The Free Academy became the College of the City of New York, now The City College of New York (CCNY). In 1919, what would become Baruch College was established as City College School of Business and Civic Administration. On December 15, 1928, the cornerstone was laid on the new building which would house the newly founded school. At this point, the school did not admit women. At the time it opened it was considered the biggest such school for the teaching of business education in the United States.
By the 1930s, women were allowed into the School of Business. The total enrollment at CCNY reached an all-time high of 40,000 students in 1935, and the School of Business had an enrollment of more than 1,700 students in the day session alone. Most were Jewish and Italian immigrants, who could not afford to attend private universities. The School of Business was renamed the Baruch School in 1958 in honor of alumnus Bernard Baruch, a statesman and financier. In 1961, the New York State Education Law established the City University of New York (CUNY) system and, in 1968, Baruch College became a senior college in the City University system.
In the CUNY years, Baruch grew drastically and for a time, CUNY considered relocating the college to Harlem to allow for expansion. The idea was later dropped, and the college acquired property on East 24th Street in Manhattan to expand its campus. The first president of the new college (1969–1970) was the previous Federal Secretary of Housing and Urban Development Robert C. Weaver. In 1971, the college appointed Clyde Wingfield, a noted educator, as its president. He was succeeded by economist Joel Edwin Segall in 1977. Segall recruited several well-known faculty members to the School of Business and established the college's permanent home on Lower Lexington Avenue.
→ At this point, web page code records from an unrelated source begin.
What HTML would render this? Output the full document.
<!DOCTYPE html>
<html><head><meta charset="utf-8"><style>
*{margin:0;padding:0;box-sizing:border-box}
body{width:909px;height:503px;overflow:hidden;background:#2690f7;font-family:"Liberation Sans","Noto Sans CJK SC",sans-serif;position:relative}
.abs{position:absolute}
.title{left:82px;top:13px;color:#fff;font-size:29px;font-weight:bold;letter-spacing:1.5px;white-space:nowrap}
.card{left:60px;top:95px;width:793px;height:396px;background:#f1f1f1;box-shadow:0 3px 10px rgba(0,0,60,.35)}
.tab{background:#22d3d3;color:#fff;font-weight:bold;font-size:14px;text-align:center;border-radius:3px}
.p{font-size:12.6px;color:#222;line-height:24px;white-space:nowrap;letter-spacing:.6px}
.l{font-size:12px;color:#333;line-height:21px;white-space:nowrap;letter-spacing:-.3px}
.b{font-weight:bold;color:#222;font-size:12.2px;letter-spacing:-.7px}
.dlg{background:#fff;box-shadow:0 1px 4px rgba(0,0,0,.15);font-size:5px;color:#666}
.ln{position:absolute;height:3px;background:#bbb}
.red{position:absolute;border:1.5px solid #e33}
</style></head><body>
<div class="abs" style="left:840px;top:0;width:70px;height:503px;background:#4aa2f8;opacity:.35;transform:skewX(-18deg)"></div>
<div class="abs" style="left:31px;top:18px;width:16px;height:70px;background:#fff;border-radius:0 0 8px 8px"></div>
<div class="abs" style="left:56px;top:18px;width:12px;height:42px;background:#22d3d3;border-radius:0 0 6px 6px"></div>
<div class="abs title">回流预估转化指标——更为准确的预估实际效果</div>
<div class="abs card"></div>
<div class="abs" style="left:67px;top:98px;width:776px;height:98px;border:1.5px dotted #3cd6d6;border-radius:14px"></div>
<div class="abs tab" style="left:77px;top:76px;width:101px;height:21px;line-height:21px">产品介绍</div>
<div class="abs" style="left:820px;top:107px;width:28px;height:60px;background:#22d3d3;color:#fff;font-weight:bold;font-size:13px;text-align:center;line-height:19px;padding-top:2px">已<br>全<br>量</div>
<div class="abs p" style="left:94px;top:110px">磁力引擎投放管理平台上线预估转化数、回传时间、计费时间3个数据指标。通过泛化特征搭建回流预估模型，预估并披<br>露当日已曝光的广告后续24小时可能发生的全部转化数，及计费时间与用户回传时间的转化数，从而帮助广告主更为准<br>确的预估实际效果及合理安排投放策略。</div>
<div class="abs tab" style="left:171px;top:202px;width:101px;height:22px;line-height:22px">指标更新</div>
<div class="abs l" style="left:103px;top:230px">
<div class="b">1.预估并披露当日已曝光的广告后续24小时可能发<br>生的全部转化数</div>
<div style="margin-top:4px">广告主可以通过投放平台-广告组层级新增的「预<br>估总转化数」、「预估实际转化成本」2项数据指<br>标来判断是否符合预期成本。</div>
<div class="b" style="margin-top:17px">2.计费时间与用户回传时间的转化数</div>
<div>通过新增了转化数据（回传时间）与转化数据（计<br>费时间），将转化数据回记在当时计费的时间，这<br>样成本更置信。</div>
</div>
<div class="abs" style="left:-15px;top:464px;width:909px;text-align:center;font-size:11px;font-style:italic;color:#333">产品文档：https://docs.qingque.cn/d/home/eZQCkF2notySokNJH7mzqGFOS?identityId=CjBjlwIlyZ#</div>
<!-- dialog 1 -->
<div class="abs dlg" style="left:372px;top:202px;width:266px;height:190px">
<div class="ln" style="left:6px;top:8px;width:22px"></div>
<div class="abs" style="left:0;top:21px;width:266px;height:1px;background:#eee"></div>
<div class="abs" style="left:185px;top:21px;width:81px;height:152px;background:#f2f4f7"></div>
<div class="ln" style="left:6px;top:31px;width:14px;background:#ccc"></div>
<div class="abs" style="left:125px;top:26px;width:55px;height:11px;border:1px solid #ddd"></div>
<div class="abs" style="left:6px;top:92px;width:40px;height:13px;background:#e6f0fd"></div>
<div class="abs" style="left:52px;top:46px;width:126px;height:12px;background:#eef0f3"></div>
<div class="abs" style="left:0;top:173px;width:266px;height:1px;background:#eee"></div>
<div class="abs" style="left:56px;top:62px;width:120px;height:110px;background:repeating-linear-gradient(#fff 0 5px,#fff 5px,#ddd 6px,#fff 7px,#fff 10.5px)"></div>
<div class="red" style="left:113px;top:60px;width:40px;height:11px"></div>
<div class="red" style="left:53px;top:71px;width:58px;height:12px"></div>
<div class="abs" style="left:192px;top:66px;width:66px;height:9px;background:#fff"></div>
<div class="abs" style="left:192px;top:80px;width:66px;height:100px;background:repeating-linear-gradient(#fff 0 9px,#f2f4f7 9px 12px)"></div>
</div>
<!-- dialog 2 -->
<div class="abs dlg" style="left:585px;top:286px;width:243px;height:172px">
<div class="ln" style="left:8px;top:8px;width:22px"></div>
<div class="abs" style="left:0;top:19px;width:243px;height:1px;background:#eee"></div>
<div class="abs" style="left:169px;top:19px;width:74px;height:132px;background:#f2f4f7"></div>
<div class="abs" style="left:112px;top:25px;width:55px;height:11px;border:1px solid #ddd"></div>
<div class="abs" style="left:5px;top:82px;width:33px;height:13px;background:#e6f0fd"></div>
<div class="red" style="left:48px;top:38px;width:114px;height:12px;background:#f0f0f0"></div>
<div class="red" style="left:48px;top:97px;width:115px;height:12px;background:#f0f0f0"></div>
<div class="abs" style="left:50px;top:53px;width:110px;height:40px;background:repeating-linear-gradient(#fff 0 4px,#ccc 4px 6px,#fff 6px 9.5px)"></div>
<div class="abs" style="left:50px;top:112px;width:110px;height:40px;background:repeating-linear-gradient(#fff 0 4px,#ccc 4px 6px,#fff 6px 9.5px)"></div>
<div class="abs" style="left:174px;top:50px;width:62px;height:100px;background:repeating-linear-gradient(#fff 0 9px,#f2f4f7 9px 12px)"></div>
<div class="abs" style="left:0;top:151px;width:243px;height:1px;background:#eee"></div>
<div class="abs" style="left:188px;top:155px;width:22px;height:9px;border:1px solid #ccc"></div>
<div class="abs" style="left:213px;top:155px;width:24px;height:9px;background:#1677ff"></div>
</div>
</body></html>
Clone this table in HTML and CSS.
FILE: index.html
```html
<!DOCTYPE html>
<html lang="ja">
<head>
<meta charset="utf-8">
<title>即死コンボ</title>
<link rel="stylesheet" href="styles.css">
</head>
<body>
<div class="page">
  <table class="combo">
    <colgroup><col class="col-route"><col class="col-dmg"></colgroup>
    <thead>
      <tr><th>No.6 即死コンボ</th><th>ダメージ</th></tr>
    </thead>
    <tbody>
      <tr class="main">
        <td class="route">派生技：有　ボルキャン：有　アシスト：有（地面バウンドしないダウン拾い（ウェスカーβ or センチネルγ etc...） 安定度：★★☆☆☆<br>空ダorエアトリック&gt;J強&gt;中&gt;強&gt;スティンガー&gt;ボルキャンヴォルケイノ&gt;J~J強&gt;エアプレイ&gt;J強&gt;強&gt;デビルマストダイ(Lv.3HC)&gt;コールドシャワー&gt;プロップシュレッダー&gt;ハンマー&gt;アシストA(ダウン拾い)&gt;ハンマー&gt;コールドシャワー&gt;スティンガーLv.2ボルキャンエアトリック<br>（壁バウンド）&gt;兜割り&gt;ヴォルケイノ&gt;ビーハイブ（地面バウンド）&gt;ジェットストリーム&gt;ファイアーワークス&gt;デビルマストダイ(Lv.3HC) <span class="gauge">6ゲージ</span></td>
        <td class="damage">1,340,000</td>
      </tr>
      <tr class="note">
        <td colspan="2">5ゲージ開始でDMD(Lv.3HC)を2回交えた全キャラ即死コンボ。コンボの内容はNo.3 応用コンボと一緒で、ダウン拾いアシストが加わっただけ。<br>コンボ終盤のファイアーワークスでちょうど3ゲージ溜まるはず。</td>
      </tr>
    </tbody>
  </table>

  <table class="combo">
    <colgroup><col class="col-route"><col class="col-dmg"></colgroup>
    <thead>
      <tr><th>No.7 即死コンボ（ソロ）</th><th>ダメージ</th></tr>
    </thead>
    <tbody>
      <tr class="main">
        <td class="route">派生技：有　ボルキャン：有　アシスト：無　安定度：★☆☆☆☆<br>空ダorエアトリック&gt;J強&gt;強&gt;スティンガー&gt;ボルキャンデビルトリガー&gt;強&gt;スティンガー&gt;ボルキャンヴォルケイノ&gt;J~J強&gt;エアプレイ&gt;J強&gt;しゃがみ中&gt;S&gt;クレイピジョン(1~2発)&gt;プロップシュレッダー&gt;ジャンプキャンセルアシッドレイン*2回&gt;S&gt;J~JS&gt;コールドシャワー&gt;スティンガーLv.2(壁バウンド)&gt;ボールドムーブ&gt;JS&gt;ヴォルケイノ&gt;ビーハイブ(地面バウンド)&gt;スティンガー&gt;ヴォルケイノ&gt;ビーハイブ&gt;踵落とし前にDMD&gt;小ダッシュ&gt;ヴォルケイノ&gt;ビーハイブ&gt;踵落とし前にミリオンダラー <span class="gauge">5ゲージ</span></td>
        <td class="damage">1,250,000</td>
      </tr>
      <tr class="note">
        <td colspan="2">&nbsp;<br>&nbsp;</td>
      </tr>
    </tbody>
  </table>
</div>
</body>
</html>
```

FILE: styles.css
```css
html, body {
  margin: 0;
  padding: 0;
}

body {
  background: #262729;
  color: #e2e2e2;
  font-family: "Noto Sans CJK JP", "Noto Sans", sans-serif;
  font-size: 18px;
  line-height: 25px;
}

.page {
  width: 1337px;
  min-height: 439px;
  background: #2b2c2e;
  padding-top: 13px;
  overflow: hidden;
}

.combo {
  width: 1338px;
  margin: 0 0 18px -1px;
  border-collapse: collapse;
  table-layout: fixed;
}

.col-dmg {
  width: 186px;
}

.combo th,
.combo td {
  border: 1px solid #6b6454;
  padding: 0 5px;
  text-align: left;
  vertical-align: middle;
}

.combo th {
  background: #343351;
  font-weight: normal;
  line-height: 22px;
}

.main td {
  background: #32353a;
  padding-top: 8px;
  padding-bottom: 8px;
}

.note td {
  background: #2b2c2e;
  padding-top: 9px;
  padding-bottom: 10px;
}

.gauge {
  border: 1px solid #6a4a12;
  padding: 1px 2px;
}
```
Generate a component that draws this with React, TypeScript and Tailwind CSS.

Current CUNY Chancellor Matthew Goldstein was president of the school from 1991 to 1998. He was responsible for raising admissions requirements and creating the School of Public Affairs in 1994. Edward Regan, former comptroller of New York state, served as president from 2000 to 2004. During his tenure, test scores rose, student retention rates increased, and many new faculty members were hired. In 2001, the Vertical Campus opened and Baruch accepted its first students from the CUNY Honors College, now known as the Macaulay Honors College. The college also implemented a common core curriculum for all undergraduates.
Kathleen Waldron was appointed president in 2004. Under her leadership, the quality of students continued to rise and faculty hiring accelerated. Baruch also received an unprecedented number of donations from alumni, with the Vertical Campus, 23rd Street building, and Performing Arts complex renamed in honor of the three largest donors, respectively. Alumni giving has increased under "Baruch Means Business," a $150 million capital campaign. In August 2009, Waldron resigned from her position to become a University Professor at the Graduate Center. Stan Altman, former dean of the School of Public Affairs from 1999 to 2005, was named interim president.
On February 22, 2010, Dr. Mitchel Wallerstein, Dean of the Maxwell School of Citizenship and Public Affairs at Syracuse University, was appointed as the next President of Baruch College. He took office on August 2, 2010.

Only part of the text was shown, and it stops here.